When the piano music announcing the beginning of the show began to play, the crowd erupted.  The band then walked on stage and took their positions—Mike and Jeff to my left, Matt to the back, Ed to the front, Stone and Boom to my right—and Mike opened up the show with “Release” (somewhere, I imagine Donny and John the English Policeman were smiling).  The fading June daylight still shined down on 70,000 voices as we sang, “Release meeeeeeeeeeeee!  Oooooooooooooh!” in unison.

The first five songs of the set list catered to the Italians’ love for singing.  If Stadio Olimpico wasn’t already an open-air stadium, it would have been after “Why Go” and “Do the Evolution”!  The show had everything from hits like “Jeremy” and “Betterman” to songs like “Untitled/MFC” that add a little excitement to the journeyman fan (like the Boston couple next to us, who were jamming to its chorus!) The show even pleased those fans who chant “Let Stone sing!” at every show!  They got their wish fulfilled when they launched into “Mankind”.

Then things really got interesting—Mike and Matt teamed up for an amazing rendition of KISS’s “Black Diamond” that completely blew my mind!  Who knew Mike could sing like that!

Throughout the night, Ed made a point to connect with the Italian people through their language.  He usually has a pre-written script written in Italian when they play shows in Italy, and he uses this script in between songs to share some of his thoughts.  His willingness to connect with people through language (however poorly he may butcher it!) draws the audience in closer to the band as a whole, and those moments give us all a sense of community as opposed to just simply watching a rock and roll show.

One of those moments where the audience came together was during Ed’s cover of John Lennon’s “Imagine”.  He invited everyone to turn on their cell phone flashlights to show a sign of human solidarity for basic human rights and decency.  I panned around the stadium to see it lit up with cellular light rays.  Then something magical happened—a falling star shot across the back of the stadium behind the stage!  There was an audible “Oooooh!” from those who saw it, and the image simply gave new meaning to the lyric “I wish I was the star that went on top” from the song “Wishlist”.

The second encore treated us to yet another cover—Pink Floyd’s “Comfortably Numb”.  In the past, Mike has stuck to the original David Gilmour solos during that song, but this time, he broke the barrier and electrified the audience with a face-melter that brought the house down.  From there, the night finished with encore staples “Black”, “Rearviewmirror”, “Alive”, and “Rockin’ in the Free World” to a fully-lit up stadium who were dancing wherever their feet had space.  When we looked at Jaime’s watch, the time read 12:30—an epic three hour and fifteen minute, 35-song performance!  All of those United States fans who travelled to Rome certainly got their money’s worth!

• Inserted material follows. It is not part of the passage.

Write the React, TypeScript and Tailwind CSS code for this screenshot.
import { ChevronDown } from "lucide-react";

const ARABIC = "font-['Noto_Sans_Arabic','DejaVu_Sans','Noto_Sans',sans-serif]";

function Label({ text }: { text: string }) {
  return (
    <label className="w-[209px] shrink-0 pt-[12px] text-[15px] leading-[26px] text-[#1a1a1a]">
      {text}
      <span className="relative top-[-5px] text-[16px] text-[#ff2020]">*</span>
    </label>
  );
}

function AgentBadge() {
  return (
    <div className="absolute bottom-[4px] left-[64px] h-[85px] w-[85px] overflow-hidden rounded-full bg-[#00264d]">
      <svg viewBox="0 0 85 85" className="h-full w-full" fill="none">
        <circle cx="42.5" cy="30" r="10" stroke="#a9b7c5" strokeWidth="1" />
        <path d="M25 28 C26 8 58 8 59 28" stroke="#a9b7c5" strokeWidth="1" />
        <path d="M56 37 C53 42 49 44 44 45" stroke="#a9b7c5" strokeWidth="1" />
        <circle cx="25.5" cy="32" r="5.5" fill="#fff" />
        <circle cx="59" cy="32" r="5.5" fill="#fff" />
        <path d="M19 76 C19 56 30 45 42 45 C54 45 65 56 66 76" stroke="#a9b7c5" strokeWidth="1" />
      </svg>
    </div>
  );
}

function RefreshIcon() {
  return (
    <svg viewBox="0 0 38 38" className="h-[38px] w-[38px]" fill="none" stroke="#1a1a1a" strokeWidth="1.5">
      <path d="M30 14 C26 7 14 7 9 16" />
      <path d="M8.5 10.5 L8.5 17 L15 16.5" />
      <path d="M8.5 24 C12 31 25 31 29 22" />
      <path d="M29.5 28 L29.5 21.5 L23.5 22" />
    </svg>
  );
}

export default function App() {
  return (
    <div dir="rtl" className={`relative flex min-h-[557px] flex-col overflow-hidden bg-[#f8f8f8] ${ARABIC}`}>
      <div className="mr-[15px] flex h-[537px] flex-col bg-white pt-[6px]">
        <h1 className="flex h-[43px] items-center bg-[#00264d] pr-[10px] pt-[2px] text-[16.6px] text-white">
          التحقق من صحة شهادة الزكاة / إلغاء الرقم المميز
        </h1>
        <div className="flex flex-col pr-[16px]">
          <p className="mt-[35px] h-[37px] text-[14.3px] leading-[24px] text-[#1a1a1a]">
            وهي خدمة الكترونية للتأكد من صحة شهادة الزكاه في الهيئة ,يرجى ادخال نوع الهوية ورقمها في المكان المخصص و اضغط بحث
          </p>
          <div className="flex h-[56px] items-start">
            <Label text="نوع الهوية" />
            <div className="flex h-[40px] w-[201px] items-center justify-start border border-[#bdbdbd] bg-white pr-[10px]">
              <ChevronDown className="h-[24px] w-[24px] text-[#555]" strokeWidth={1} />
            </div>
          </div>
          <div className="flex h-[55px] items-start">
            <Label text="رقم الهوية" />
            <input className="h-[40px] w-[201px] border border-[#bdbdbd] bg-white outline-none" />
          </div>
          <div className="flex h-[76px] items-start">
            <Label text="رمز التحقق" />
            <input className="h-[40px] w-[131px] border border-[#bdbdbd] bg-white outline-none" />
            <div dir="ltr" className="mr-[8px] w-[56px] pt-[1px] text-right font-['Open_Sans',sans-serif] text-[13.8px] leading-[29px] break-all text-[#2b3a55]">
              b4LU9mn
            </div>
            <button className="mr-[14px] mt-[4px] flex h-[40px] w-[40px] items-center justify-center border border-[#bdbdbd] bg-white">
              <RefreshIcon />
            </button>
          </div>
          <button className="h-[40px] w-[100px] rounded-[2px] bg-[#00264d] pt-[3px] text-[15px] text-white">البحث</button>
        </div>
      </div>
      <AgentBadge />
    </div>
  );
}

As Jaime and I fled the scene, we ran into the Toledo couple we met in Milan—Dave and Katy!  We picked Dave’s 6’6’’ frame out of the sea of Italians pretty easily as we made our way through the plaza.  Dave and I had been in contact since the announcement of the European Tour, so I was looking forward to running into them!  We walked and talked our way through the surge of fans leaving the stadium grounds and then parted ways in hopes of catching a bus to our hotels.

Unfortunately, that wasn’t going to happen.  The first bus we saw roll through the stop was so packed that we decided to hoof it towards the metro stop.  When we got there, we learned that the Rome metro shuts down at 11:00 pm. We had already walked two miles to the metro stop, so now we had to reassess our options—we could walk over two more miles in the middle of the night through the streets of Rome with no idea where we had to go or we could hail a taxi.

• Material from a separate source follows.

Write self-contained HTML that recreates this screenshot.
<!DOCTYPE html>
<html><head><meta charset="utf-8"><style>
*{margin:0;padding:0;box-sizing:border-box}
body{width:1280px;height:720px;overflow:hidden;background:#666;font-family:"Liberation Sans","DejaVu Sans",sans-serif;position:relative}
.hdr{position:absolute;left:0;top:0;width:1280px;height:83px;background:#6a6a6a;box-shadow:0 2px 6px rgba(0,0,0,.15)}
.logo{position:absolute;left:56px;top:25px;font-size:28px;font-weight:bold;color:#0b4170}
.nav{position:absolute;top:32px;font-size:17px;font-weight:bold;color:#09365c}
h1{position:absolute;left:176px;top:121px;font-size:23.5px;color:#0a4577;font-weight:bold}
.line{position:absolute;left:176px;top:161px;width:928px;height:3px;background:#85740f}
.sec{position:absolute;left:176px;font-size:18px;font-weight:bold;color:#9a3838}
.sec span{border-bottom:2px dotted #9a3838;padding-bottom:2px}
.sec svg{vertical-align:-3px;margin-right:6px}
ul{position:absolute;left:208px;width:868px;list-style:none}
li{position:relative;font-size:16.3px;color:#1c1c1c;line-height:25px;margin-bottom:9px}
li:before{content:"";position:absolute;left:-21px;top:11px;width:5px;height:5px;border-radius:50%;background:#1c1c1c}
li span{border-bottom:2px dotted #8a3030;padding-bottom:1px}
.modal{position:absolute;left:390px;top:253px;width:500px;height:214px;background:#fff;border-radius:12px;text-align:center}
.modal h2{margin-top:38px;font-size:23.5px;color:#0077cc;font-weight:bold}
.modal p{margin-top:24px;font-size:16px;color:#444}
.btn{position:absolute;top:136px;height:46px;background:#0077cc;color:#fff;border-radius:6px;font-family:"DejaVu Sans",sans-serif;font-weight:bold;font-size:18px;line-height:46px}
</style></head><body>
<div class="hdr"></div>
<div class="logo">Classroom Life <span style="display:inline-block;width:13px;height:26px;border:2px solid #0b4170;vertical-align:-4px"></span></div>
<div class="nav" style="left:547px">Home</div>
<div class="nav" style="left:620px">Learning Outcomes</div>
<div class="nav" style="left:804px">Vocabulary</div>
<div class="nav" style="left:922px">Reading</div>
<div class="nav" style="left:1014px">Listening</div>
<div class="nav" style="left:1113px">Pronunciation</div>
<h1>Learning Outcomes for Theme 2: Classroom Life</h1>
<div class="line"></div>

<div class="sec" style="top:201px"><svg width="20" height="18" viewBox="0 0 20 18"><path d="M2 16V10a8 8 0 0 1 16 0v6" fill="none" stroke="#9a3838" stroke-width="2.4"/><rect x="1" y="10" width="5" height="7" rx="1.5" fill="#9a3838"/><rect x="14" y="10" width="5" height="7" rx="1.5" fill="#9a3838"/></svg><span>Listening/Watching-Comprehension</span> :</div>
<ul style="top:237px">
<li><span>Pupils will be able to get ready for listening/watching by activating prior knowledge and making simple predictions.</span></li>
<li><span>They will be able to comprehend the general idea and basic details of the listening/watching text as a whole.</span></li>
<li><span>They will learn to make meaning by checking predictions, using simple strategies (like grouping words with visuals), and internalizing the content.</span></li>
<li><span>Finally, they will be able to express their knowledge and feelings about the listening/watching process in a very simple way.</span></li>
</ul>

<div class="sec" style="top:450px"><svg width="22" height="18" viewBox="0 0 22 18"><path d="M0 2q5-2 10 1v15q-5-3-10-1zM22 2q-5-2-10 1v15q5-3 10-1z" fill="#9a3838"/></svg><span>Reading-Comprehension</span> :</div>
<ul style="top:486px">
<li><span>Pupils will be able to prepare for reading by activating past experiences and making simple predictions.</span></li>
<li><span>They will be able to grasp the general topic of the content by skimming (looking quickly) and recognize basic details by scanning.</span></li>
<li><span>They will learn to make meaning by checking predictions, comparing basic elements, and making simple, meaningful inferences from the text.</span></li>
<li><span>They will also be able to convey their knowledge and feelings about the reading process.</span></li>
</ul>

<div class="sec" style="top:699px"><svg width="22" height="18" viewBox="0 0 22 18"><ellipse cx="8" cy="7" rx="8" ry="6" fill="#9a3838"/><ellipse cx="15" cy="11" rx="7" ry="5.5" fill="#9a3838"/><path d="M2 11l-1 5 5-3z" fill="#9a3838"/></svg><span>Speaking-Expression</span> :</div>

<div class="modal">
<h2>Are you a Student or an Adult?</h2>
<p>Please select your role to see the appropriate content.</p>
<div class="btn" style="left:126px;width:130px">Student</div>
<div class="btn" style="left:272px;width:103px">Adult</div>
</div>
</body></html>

We’d already put on 33,000 steps that day…2,000 more weren’t going to hurt us!

Apparently, our walking buddy prior to the show, John the English Policeman, was also up for the challenge.  He had weaved his way through the crowd and coincidentally showed up behind us just as we mapped out our route.  It was great to relive the highlights of the show with him (Yes, he was very happy about hearing “Release”!), and though the Rome streets were quiet, it felt good to have an officer of the law walking with us.

Hearing John’s perspective on his experiences as a police officer, as an Englishman, and as a Pearl Jam fan once again emphasized how fortunate Jaime and I are to travel and meet people from different cities and hear their stories.  In Rome, we met so many wonderful people—some traveling with their family to find their roots; some traveling with their family to share in a common experience; some traveling together to share their love for each other; some traveling together to celebrate; and some traveling together to pursue their passions.  All of the people we met in Rome reminded me that the reason the news reports stories of mayhem and evil and tragedy is because goodness is so ubiquitous throughout the world that when something out of the ordinary disrupts the general day-to-day moments of life, we are shocked by it.

And understandably so.  Sometimes life—it don’t leave you alone.

What we must never do, though, is lose sight of all the goodness that exists in the world.  If we can keep sight of that, then just imagine all the people living life in peace…

Today’s title is taken from John Lennon’s “Imagine” off the album Imagine,
released in 1971, but covered by Eddie Vedder from time to time.